Enfin, je ferais un parallèle avec Dominique Strauss-Kahn quand ce dernier fut arrêté pour viol envers la femme de chambre Nafissatou Diallo à New-York en 2011. La sidération conduit ensuite l'intelligentsia médiatique, culturelle et politique, notamment à Paris, à défendre DSK de cette accusation de viol, avec des relents classistes, sexistes et racistes - pensez Sophie de Menton: "Je me demande, c'est horrible à le dire, si c'est pas ce qui pouvait lui arriver de mieux"; pensez Jean-François Kahn: "troussage de domestique" -. Ce manque de considération envers les victimes présumées par rapport à la présomption d'innocence de l'accusé est saisissant dans les deux cas, tout comme celui de l'écrivain Gabriel Matzneff, soit dit en passant.
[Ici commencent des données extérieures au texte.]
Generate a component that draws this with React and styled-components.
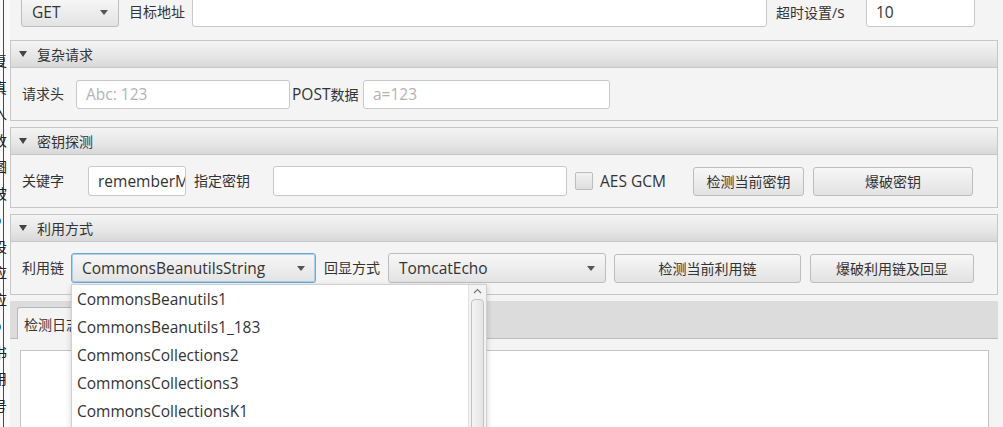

Sachant qu'entre temps, le mouvement Me Too, développé par des féministes depuis 2017, même si cela existait au sein de l'afroféminisme auparavant, a remis en exergue la question du sexisme institutionnel à travers la faible proportion d'enquêtes policières puis judiciaires suite à des plaintes pour violences sexistes et sexuelles, leur faible proportion à déboucher sur un procès puis, in fine, à des condamnations. En cela, parler de "lynchage" comme le font les soutiens de Depardieu, ça sent fort le café. Surtout quand on songe au soutien apporté par le président Emmanuel Macron.

Bref, ce vieux monde se fissure mais il peut entraîner le reste dans son crépuscule.